▶ Short problem
Look through the listing for the word "screenshot". Copy each line that has it.

▶ Information shown
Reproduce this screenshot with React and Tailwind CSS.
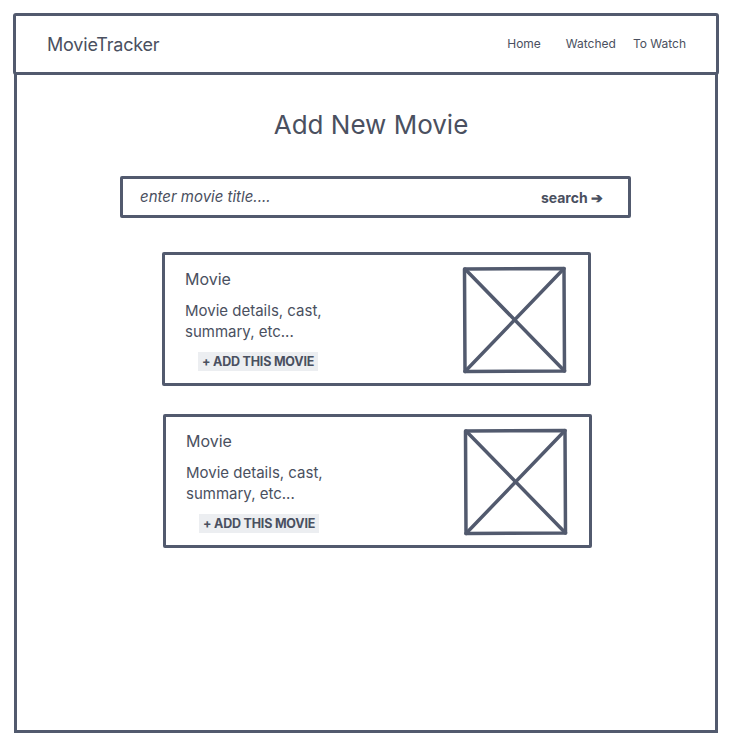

...

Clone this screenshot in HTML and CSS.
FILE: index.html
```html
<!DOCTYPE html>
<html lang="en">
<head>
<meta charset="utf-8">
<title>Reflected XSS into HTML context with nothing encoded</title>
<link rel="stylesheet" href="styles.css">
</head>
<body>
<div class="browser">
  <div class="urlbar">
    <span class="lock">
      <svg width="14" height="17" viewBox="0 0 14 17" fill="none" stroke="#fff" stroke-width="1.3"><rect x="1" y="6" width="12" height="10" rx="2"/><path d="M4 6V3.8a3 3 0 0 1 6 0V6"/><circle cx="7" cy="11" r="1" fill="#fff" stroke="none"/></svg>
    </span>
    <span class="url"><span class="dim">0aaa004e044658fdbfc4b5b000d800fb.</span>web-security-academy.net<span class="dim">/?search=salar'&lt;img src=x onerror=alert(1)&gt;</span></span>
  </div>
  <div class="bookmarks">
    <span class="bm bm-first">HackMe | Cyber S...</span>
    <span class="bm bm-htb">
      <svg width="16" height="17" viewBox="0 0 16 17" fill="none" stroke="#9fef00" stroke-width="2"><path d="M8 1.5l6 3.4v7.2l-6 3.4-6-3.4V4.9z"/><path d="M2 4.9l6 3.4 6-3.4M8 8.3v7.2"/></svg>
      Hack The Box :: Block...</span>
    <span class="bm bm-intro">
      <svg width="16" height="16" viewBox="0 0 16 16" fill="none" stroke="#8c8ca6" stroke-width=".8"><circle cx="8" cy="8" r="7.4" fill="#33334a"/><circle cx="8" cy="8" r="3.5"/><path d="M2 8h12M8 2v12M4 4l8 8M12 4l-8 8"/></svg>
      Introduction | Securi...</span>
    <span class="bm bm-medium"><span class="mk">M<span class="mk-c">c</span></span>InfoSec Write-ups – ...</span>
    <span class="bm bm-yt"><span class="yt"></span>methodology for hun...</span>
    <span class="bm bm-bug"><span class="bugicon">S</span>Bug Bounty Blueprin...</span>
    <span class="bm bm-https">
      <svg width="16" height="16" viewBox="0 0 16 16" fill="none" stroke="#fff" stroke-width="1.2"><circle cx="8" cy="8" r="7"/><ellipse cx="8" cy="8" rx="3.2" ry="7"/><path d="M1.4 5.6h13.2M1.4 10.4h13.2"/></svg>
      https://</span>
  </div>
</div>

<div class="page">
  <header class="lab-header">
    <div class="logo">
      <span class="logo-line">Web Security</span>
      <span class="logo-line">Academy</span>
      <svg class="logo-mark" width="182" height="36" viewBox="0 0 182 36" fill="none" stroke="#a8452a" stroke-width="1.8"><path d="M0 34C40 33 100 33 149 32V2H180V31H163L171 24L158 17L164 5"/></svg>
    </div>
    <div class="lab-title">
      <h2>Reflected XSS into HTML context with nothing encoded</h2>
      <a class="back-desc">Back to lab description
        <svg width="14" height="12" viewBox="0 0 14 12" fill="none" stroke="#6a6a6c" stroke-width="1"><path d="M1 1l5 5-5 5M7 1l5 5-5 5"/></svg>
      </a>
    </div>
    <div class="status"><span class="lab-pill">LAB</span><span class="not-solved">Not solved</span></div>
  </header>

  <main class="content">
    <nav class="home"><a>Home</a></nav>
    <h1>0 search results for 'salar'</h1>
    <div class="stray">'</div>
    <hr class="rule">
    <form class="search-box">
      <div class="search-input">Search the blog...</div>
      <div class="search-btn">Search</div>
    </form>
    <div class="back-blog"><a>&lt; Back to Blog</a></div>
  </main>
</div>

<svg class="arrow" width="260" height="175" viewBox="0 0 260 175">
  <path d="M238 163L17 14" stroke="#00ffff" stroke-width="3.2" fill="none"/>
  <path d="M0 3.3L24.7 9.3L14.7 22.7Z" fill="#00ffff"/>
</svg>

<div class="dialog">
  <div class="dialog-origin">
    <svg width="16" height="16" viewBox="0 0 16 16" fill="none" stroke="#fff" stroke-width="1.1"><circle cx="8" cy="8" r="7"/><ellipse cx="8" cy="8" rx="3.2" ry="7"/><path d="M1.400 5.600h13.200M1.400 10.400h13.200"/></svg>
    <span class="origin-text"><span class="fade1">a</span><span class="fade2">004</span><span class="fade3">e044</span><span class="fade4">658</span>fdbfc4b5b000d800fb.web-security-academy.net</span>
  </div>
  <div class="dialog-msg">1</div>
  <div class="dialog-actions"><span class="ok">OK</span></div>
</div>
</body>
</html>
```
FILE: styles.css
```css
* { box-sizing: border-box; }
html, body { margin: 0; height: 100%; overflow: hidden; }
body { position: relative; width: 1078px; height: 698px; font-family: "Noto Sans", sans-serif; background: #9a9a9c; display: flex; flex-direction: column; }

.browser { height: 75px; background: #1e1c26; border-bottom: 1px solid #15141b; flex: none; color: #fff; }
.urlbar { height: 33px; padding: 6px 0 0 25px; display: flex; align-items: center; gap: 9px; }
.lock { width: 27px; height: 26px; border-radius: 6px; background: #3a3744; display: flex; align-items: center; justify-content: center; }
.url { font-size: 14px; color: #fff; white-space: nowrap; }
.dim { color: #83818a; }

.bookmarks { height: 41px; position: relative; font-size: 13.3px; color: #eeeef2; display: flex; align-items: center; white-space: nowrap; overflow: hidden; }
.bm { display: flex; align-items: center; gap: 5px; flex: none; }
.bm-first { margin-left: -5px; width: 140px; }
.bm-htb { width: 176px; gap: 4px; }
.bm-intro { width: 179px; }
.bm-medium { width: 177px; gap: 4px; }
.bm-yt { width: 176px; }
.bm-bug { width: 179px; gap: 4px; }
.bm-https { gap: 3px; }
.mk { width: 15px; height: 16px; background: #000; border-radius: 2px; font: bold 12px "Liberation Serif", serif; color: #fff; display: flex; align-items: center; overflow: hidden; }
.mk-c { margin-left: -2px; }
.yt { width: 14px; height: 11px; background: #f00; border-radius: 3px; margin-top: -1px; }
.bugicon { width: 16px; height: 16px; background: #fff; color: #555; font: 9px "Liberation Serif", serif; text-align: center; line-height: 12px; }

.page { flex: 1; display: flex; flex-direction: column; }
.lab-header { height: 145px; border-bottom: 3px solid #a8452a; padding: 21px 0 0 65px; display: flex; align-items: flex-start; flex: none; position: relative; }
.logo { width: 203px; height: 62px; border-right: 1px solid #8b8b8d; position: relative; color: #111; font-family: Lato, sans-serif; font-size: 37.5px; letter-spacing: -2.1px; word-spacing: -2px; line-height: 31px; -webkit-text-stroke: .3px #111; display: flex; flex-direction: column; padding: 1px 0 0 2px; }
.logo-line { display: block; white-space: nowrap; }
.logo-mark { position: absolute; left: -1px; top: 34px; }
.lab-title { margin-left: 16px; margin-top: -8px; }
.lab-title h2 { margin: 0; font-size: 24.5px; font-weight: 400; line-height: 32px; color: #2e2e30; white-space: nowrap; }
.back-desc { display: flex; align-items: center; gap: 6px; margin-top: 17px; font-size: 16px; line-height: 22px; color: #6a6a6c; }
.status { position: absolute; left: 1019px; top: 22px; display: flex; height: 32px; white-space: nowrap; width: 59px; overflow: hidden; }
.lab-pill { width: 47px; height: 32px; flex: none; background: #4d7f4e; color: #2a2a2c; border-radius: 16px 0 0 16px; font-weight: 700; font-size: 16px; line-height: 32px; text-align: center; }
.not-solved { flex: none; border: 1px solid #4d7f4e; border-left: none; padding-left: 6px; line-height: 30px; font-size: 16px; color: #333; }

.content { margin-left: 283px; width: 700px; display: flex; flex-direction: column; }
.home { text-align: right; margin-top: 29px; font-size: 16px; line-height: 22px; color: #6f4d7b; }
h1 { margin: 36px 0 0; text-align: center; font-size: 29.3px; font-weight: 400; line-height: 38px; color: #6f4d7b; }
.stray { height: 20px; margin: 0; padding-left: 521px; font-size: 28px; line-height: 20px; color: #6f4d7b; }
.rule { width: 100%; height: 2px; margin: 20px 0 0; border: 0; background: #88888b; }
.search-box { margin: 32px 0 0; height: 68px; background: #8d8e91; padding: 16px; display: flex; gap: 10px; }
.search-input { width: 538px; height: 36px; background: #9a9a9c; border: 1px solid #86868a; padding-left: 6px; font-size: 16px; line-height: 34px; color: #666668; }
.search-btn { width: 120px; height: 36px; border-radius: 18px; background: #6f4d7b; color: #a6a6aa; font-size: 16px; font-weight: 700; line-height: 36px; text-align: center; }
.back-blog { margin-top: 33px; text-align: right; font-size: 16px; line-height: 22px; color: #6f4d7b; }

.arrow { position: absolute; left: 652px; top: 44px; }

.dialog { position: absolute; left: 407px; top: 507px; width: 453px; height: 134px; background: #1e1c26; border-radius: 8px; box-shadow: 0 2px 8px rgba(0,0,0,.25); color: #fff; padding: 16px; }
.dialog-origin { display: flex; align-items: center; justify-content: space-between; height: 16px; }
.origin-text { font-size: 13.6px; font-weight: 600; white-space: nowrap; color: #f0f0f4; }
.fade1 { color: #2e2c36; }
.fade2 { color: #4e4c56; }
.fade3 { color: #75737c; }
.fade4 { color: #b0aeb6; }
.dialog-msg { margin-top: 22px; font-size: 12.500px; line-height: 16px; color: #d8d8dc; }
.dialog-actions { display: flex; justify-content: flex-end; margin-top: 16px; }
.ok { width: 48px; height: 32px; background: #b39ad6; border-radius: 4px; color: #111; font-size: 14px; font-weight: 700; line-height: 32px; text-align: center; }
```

▶ Exercise output
Reproduce this screenshot with React and Tailwind CSS.
Clone this screenshot in HTML and CSS.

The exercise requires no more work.